--- Start Given information ---

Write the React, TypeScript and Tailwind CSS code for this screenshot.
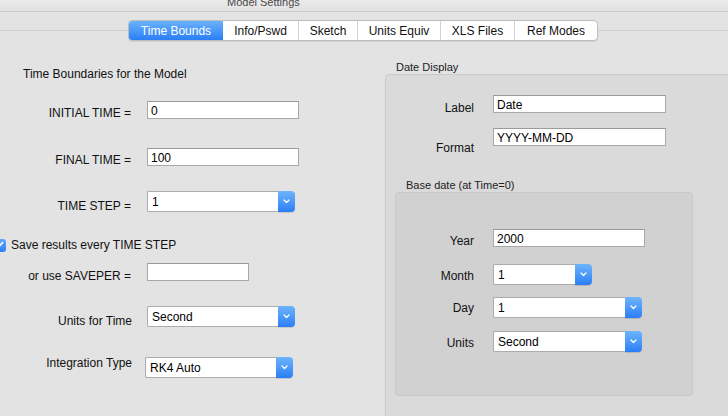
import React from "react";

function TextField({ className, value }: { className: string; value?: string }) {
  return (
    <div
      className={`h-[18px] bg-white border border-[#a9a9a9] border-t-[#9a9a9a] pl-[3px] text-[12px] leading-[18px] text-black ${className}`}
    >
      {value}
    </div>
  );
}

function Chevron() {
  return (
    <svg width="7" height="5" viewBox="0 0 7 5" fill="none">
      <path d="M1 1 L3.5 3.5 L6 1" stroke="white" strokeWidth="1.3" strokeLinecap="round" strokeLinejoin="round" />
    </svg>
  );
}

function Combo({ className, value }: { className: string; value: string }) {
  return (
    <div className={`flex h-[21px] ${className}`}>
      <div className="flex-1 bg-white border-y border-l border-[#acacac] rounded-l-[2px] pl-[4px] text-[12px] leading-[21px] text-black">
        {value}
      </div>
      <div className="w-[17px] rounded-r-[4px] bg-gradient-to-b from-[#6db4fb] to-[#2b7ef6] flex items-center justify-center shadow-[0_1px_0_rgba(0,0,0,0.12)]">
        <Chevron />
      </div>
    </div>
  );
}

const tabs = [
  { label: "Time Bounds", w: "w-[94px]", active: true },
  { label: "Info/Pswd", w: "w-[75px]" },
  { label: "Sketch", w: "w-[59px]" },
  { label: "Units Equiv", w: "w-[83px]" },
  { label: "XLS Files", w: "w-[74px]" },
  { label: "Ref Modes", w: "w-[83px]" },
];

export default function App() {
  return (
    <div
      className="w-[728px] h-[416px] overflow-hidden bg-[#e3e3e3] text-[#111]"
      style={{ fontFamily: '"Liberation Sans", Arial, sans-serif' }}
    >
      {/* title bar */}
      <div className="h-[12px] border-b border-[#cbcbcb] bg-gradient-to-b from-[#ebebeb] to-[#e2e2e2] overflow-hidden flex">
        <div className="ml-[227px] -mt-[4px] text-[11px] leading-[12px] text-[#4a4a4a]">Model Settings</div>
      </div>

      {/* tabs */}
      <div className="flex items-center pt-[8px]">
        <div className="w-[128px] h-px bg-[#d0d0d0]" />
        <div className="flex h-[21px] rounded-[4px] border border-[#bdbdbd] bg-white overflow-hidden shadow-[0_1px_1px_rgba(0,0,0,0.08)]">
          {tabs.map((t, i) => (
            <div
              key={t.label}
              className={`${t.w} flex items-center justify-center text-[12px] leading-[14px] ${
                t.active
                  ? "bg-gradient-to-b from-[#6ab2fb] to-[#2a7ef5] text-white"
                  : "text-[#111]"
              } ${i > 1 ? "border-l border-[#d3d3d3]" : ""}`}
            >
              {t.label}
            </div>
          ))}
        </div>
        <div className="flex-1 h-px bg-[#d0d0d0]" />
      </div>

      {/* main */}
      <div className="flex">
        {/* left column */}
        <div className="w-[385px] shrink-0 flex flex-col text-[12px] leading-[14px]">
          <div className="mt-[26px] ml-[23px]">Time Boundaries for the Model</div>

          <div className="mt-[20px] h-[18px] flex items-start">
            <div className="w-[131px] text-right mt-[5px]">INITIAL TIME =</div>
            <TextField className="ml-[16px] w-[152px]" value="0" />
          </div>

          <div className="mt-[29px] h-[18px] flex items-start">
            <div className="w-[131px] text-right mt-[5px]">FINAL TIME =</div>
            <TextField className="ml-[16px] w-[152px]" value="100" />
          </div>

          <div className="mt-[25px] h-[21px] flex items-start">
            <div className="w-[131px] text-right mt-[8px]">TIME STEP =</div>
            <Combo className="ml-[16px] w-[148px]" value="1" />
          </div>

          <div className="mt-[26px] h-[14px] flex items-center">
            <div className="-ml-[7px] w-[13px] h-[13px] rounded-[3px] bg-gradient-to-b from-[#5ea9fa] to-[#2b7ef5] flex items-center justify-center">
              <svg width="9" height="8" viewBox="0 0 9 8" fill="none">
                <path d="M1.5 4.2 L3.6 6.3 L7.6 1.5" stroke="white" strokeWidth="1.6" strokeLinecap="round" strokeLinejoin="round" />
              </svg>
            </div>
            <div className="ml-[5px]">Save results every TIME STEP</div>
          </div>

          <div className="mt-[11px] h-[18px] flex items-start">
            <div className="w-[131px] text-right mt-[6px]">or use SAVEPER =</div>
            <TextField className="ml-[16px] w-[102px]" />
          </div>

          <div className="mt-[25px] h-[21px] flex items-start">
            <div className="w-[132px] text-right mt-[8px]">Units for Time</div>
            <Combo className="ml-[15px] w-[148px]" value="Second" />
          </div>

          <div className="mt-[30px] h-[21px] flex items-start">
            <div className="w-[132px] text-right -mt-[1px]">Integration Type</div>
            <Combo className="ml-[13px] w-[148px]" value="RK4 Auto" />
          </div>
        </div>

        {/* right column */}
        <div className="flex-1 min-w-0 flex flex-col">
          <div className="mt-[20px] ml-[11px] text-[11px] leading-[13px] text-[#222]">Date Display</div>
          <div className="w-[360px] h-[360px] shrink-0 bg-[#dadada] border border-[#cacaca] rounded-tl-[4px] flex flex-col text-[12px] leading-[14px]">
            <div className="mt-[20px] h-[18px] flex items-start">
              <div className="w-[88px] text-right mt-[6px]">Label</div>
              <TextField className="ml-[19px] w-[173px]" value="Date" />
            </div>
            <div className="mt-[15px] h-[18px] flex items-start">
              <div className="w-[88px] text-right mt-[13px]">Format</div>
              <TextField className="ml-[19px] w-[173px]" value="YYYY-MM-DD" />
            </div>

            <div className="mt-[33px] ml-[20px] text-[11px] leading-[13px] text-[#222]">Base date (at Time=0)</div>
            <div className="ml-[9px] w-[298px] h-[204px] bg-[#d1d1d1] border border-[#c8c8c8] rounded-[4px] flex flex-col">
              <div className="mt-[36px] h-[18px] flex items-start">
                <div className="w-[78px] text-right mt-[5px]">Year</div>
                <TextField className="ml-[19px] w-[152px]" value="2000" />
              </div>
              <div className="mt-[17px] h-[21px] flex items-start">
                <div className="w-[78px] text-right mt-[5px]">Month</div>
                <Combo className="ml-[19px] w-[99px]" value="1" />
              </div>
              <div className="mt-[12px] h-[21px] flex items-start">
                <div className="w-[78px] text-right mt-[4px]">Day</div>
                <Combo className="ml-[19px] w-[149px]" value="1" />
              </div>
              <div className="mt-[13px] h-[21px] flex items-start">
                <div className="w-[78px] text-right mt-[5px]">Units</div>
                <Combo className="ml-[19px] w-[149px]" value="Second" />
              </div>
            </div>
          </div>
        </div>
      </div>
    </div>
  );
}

--- End Given information ---

### Aim
Give every line above again exactly, with no pictures.

### Task response
Write the React, TypeScript and Tailwind CSS code for this screenshot.
import React from "react";

function TextField({ className, value }: { className: string; value?: string }) {
  return (
    <div
      className={`h-[18px] bg-white border border-[#a9a9a9] border-t-[#9a9a9a] pl-[3px] text-[12px] leading-[18px] text-black ${className}`}
    >
      {value}
    </div>
  );
}

function Chevron() {
  return (
    <svg width="7" height="5" viewBox="0 0 7 5" fill="none">
      <path d="M1 1 L3.5 3.5 L6 1" stroke="white" strokeWidth="1.3" strokeLinecap="round" strokeLinejoin="round" />
    </svg>
  );
}

function Combo({ className, value }: { className: string; value: string }) {
  return (
    <div className={`flex h-[21px] ${className}`}>
      <div className="flex-1 bg-white border-y border-l border-[#acacac] rounded-l-[2px] pl-[4px] text-[12px] leading-[21px] text-black">
        {value}
      </div>
      <div className="w-[17px] rounded-r-[4px] bg-gradient-to-b from-[#6db4fb] to-[#2b7ef6] flex items-center justify-center shadow-[0_1px_0_rgba(0,0,0,0.12)]">
        <Chevron />
      </div>
    </div>
  );
}

const tabs = [
  { label: "Time Bounds", w: "w-[94px]", active: true },
  { label: "Info/Pswd", w: "w-[75px]" },
  { label: "Sketch", w: "w-[59px]" },
  { label: "Units Equiv", w: "w-[83px]" },
  { label: "XLS Files", w: "w-[74px]" },
  { label: "Ref Modes", w: "w-[83px]" },
];

export default function App() {
  return (
    <div
      className="w-[728px] h-[416px] overflow-hidden bg-[#e3e3e3] text-[#111]"
      style={{ fontFamily: '"Liberation Sans", Arial, sans-serif' }}
    >
      {/* title bar */}
      <div className="h-[12px] border-b border-[#cbcbcb] bg-gradient-to-b from-[#ebebeb] to-[#e2e2e2] overflow-hidden flex">
        <div className="ml-[227px] -mt-[4px] text-[11px] leading-[12px] text-[#4a4a4a]">Model Settings</div>
      </div>

      {/* tabs */}
      <div className="flex items-center pt-[8px]">
        <div className="w-[128px] h-px bg-[#d0d0d0]" />
        <div className="flex h-[21px] rounded-[4px] border border-[#bdbdbd] bg-white overflow-hidden shadow-[0_1px_1px_rgba(0,0,0,0.08)]">
          {tabs.map((t, i) => (
            <div
              key={t.label}
              className={`${t.w} flex items-center justify-center text-[12px] leading-[14px] ${
                t.active
                  ? "bg-gradient-to-b from-[#6ab2fb] to-[#2a7ef5] text-white"
                  : "text-[#111]"
              } ${i > 1 ? "border-l border-[#d3d3d3]" : ""}`}
            >
              {t.label}
            </div>
          ))}
        </div>
        <div className="flex-1 h-px bg-[#d0d0d0]" />
      </div>

      {/* main */}
      <div className="flex">
        {/* left column */}
        <div className="w-[385px] shrink-0 flex flex-col text-[12px] leading-[14px]">
          <div className="mt-[26px] ml-[23px]">Time Boundaries for the Model</div>

          <div className="mt-[20px] h-[18px] flex items-start">
            <div className="w-[131px] text-right mt-[5px]">INITIAL TIME =</div>
            <TextField className="ml-[16px] w-[152px]" value="0" />
          </div>

          <div className="mt-[29px] h-[18px] flex items-start">
            <div className="w-[131px] text-right mt-[5px]">FINAL TIME =</div>
            <TextField className="ml-[16px] w-[152px]" value="100" />
          </div>

          <div className="mt-[25px] h-[21px] flex items-start">
            <div className="w-[131px] text-right mt-[8px]">TIME STEP =</div>
            <Combo className="ml-[16px] w-[148px]" value="1" />
          </div>

          <div className="mt-[26px] h-[14px] flex items-center">
            <div className="-ml-[7px] w-[13px] h-[13px] rounded-[3px] bg-gradient-to-b from-[#5ea9fa] to-[#2b7ef5] flex items-center justify-center">
              <svg width="9" height="8" viewBox="0 0 9 8" fill="none">
                <path d="M1.5 4.2 L3.6 6.3 L7.6 1.5" stroke="white" strokeWidth="1.6" strokeLinecap="round" strokeLinejoin="round" />
              </svg>
            </div>
            <div className="ml-[5px]">Save results every TIME STEP</div>
          </div>

          <div className="mt-[11px] h-[18px] flex items-start">
            <div className="w-[131px] text-right mt-[6px]">or use SAVEPER =</div>
            <TextField className="ml-[16px] w-[102px]" />
          </div>

          <div className="mt-[25px] h-[21px] flex items-start">
            <div className="w-[132px] text-right mt-[8px]">Units for Time</div>
            <Combo className="ml-[15px] w-[148px]" value="Second" />
          </div>

          <div className="mt-[30px] h-[21px] flex items-start">
            <div className="w-[132px] text-right -mt-[1px]">Integration Type</div>
            <Combo className="ml-[13px] w-[148px]" value="RK4 Auto" />
          </div>
        </div>

        {/* right column */}
        <div className="flex-1 min-w-0 flex flex-col">
          <div className="mt-[20px] ml-[11px] text-[11px] leading-[13px] text-[#222]">Date Display</div>
          <div className="w-[360px] h-[360px] shrink-0 bg-[#dadada] border border-[#cacaca] rounded-tl-[4px] flex flex-col text-[12px] leading-[14px]">
            <div className="mt-[20px] h-[18px] flex items-start">
              <div className="w-[88px] text-right mt-[6px]">Label</div>
              <TextField className="ml-[19px] w-[173px]" value="Date" />
            </div>
            <div className="mt-[15px] h-[18px] flex items-start">
              <div className="w-[88px] text-right mt-[13px]">Format</div>
              <TextField className="ml-[19px] w-[173px]" value="YYYY-MM-DD" />
            </div>

            <div className="mt-[33px] ml-[20px] text-[11px] leading-[13px] text-[#222]">Base date (at Time=0)</div>
            <div className="ml-[9px] w-[298px] h-[204px] bg-[#d1d1d1] border border-[#c8c8c8] rounded-[4px] flex flex-col">
              <div className="mt-[36px] h-[18px] flex items-start">
                <div className="w-[78px] text-right mt-[5px]">Year</div>
                <TextField className="ml-[19px] w-[152px]" value="2000" />
              </div>
              <div className="mt-[17px] h-[21px] flex items-start">
                <div className="w-[78px] text-right mt-[5px]">Month</div>
                <Combo className="ml-[19px] w-[99px]" value="1" />
              </div>
              <div className="mt-[12px] h-[21px] flex items-start">
                <div className="w-[78px] text-right mt-[4px]">Day</div>
                <Combo className="ml-[19px] w-[149px]" value="1" />
              </div>
              <div className="mt-[13px] h-[21px] flex items-start">
                <div className="w-[78px] text-right mt-[5px]">Units</div>
                <Combo className="ml-[19px] w-[149px]" value="Second" />
              </div>
            </div>
          </div>
        </div>
      </div>
    </div>
  );
}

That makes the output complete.